= Juan París =

Cuban priest and composer

Juan París (Barcelona, 1759 - Santiago de Cuba, 10 July 1845) was a priest and composer in Spanish Cuba.

He followed Esteban Salas y Castro in the Cathedral of Santiago de Cuba. His election as Maestro de Capilla (choirmaster), after the death of Salas in 1803, was an extraordinary event. It had been a foregone conclusion that Francisco José Hierrezuelo, long-time assistant of Salas, would be elected. Came the day, and Hierrezuelo spotted a well-qualified German priest in the choir. Blind with rage, and fearing the bishop had planned a conspiracy to thwart him, Hierrezuelo refused to take the examination, picked up his pen and wrote infuriated letters.

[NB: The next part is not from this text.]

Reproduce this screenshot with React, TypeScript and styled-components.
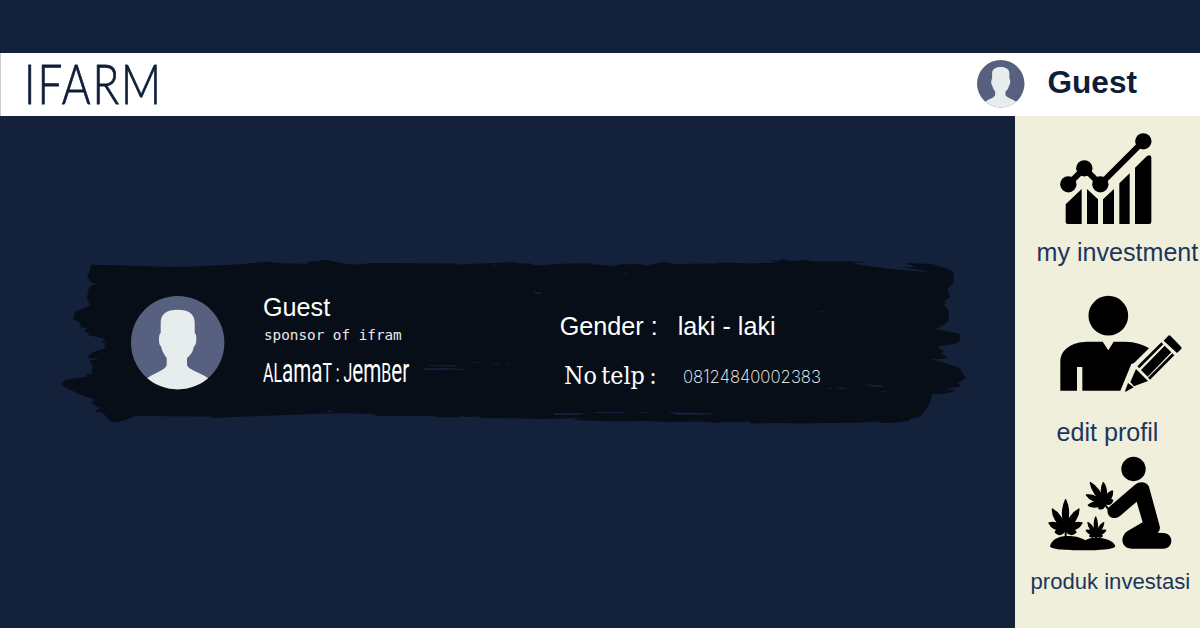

The bishop persuaded the German, Juan Nepomucino Goetz, to renounce his candidacy, but Hierrezuelo had so offended the bishop and the town council by his irate letters that, despite grovelling apologies, he got only a minor position in the chapel. He was never to become maestro. Goetz moved on to Havana, where his arrival also had remarkable consequences.

So Juan París took the exam, and was appointed as choirmaster. París was an exceptionally industrious man, and an important composer. Under his hand, the church became a library, an academy, a concert hall and a rehearsal space. It encouraged continuous and diverse musical events.